As of September 30, 2016, there were 437,465 children in foster care throughout the United States, an increase of 2.3 percent over the previous year and over 10 percent since 2012. This includes 117,794 children waiting for adoption; 65,274 of those children’s parents were terminated during that fiscal year.
This is an alarming number, especially if the trend continues. And with a growing opioid epidemic, all indications are that numbers for 2017 will be even higher.
The good news is, there’s something you can do about it. Read on for some ideas on how to get involved (and if you’re not interested in fostering or adopting, keep reading. There’s something for everyone on this list).
Of the over 117,000 children waiting for adoption at the end of the 2016 fiscal year, some of them (13 percent) were in a pre-adoptive home, waiting for the legal process to finalize their adoption. But many more were waiting for an adoptive home to be identified, and that’s still true today. If you want to make a direct impact on the number of children in foster care, adopt one (or more) out of it. You can search for waiting children on Adoption.com’s photolisting page.
Many areas around the country are struggling to find and keep good foster homes. Foster parents obviously have an impact on the children in their care, but they are also frequently a voice for change in the system as a whole. In some cases, foster parents serve as a mentor and support system for their foster child’s birth parents, both while the child is in care and after he or she is reunified. For more information and to look for local agencies, visit the Child Welfare Information Gateway.
Every child in foster care deserves an objective advocate for his or her best interest, and this is what a Court Appointed Special Advocate (CASA) or guardian ad litem (GAL) volunteer does. CASAs make a long-term commitment to a case, but the actual time involved averages about 10 hours a month, depending on the stage of the case.
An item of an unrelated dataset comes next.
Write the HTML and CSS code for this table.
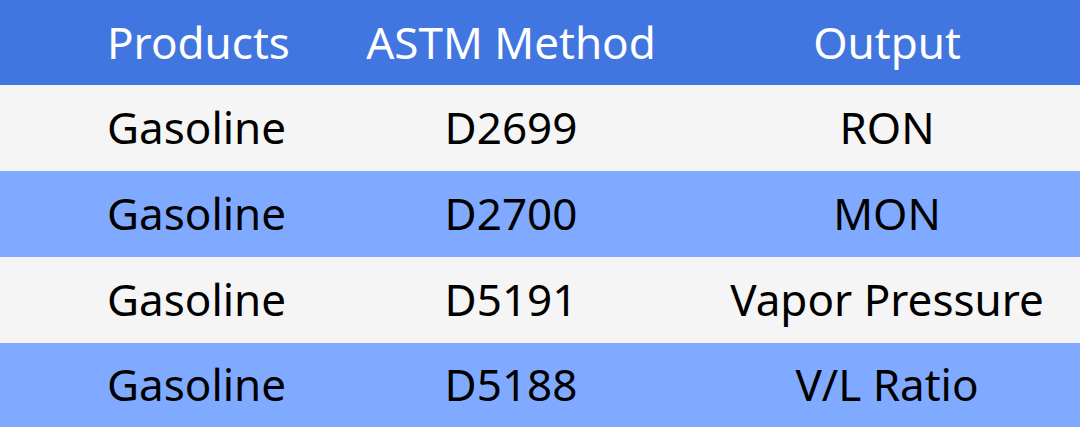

If you want to make a direct impact on the life of a child in foster care but can’t adopt or foster, becoming a CASA volunteer might be a good fit (and it’s also a good way to find out more about the world of foster care before jumping in as a foster parent). Visit www.casaforchildren.org to look for a program in your area.
Sometimes, families in crisis may reach out for help before things get to the point where the child welfare system gets involved. Safe Families for Children provide temporary homes for children with the goal of becoming an extended family for the parents and providing an ongoing support network. In many ways, this program can deflect children from going into foster care, allowing their parents to seek help in a supportive environment. Visit safe-families.org for more information.
Address systemic needs
Child abuse and neglect do not occur in a vacuum, and when you work to address the systemic needs that lead to abused and neglected children, you can be part of the solution. Advocate for greater mental health support in your community. Mentor teen parents or children who are high-risk for exposure to violence. Find ways to support those in recovery from drug or alcohol addiction.
Support foster children and foster families
Even if you’re not in a position to adopt or foster right now, there are lots of ways that you can support those that do. Take a meal to a family with a new placement or offer to make last-minute diaper/formula/emergency clothing runs. Knit or sew blankets for kids when they come into care. Offer to provide childcare for trainings or support group meetings.
The key here is that everyone can do something, you just need to find the intersection of what is needed and what you have to offer. Are you an artist? Offer to make something for family visit rooms. Do you play an instrument or coach a sport? Sponsor a foster child’s expenses for a sports team or offer music lessons. Are you a CPA? Study up on tax laws specific to foster and adoptive families and offer to teach a seminar and share your expertise. There is a way for everyone to get involved in some way; everyone can do something.
And when we all do our part, we can make a difference.